Task to carry out: Set out every line bearing the string "components".

Data shown:
----

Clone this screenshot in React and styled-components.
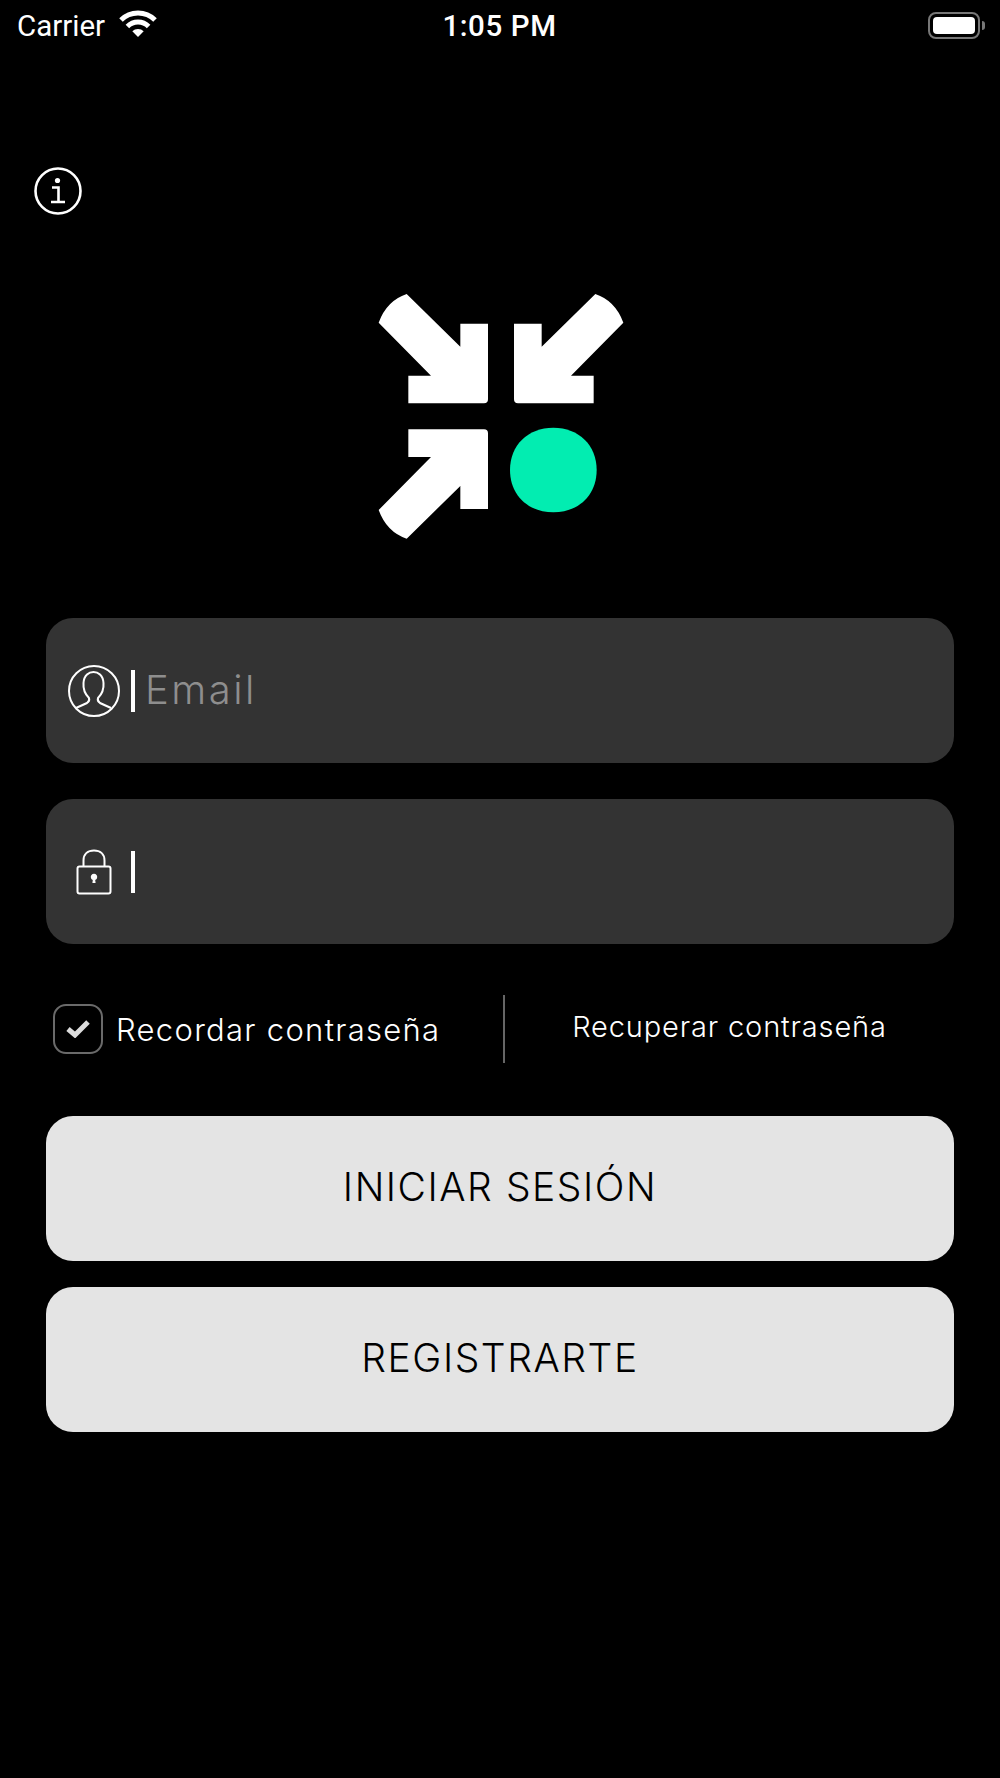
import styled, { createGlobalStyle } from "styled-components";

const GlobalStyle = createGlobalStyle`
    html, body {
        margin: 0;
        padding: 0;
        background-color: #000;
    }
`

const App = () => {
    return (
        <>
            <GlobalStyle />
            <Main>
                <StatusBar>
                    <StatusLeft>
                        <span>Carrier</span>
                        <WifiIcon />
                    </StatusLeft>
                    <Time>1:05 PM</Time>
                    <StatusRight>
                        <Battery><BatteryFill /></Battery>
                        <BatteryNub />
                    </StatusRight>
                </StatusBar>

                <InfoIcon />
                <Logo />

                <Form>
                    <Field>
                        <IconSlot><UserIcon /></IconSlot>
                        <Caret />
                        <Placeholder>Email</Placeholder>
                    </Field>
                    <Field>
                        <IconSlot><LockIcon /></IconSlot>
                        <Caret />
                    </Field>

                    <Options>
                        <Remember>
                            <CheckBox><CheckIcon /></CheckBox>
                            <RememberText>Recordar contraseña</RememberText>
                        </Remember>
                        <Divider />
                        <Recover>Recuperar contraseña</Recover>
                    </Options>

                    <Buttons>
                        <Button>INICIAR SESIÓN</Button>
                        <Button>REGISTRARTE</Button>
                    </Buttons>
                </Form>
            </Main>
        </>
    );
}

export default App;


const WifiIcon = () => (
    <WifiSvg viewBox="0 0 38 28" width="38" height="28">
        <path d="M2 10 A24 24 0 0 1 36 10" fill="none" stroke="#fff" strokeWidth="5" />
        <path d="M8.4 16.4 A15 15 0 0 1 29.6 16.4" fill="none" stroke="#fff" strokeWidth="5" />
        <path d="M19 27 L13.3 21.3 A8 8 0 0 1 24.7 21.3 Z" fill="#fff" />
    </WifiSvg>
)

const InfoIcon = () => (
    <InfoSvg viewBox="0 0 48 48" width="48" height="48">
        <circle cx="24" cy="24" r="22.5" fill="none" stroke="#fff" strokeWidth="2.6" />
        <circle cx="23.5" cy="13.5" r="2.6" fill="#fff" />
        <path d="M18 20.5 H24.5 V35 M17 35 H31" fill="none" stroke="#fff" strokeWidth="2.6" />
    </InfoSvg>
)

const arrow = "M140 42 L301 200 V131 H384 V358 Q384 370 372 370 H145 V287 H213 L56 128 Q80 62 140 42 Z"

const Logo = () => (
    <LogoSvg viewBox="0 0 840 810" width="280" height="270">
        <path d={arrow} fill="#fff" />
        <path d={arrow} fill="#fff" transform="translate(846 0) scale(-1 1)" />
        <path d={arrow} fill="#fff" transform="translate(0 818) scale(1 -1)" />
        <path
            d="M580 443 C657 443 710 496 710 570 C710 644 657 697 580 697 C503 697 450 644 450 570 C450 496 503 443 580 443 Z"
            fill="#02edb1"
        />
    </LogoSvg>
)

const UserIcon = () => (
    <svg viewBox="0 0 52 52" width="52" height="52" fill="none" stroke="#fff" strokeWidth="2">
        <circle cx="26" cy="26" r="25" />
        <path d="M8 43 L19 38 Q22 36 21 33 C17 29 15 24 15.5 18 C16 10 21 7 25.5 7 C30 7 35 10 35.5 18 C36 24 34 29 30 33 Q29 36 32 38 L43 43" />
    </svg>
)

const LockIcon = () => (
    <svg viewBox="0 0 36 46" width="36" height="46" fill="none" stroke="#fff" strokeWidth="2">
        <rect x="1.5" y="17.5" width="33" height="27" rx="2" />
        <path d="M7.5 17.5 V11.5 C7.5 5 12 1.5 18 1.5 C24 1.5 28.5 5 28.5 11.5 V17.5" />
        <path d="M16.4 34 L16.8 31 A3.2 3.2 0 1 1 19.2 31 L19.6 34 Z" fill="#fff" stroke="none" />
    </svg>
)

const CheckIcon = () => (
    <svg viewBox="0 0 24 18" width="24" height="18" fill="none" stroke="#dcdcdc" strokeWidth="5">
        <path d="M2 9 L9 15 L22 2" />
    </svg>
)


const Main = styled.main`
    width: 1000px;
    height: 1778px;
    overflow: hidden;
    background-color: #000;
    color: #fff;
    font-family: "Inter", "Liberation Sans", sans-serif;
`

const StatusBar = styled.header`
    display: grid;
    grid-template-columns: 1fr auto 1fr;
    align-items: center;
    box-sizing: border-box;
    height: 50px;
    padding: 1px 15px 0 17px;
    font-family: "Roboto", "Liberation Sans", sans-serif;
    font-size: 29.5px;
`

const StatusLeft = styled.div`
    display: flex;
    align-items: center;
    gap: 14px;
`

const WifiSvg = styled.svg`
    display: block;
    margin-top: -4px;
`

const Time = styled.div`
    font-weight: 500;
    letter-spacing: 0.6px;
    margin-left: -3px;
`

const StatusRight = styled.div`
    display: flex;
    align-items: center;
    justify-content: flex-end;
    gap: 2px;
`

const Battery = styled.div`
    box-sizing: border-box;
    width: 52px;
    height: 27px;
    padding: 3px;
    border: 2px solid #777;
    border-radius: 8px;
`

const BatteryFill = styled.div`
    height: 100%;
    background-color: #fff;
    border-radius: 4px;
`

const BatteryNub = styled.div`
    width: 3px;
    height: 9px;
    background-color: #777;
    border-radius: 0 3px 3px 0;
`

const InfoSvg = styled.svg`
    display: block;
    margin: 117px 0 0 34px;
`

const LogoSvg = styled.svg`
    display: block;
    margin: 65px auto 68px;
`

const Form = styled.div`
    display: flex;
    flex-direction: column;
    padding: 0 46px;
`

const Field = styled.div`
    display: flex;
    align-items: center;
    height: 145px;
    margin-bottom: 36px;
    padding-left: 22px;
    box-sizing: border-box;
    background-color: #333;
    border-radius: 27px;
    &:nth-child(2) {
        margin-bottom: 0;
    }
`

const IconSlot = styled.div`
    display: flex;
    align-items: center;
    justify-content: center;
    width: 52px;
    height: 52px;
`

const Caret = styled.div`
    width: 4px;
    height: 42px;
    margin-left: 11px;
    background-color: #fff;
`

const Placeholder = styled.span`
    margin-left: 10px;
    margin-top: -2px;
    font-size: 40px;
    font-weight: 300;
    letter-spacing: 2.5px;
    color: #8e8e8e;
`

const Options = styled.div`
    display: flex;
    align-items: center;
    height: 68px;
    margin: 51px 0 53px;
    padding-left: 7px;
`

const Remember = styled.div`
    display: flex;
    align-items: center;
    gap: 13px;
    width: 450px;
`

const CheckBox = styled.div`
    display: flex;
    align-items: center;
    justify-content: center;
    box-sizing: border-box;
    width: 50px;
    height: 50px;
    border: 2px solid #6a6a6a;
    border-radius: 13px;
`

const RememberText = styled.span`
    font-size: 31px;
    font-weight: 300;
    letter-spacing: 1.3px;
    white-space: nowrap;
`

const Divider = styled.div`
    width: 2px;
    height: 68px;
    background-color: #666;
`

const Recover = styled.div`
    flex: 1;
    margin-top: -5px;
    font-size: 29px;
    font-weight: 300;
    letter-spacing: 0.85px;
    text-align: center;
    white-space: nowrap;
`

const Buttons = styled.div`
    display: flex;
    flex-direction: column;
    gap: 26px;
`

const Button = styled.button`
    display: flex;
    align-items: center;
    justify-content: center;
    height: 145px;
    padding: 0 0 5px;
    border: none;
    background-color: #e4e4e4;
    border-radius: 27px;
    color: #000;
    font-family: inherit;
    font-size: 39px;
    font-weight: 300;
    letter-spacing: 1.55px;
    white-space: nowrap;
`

----

Problem solution:
Clone this screenshot in React and styled-components.
import styled, { createGlobalStyle } from "styled-components";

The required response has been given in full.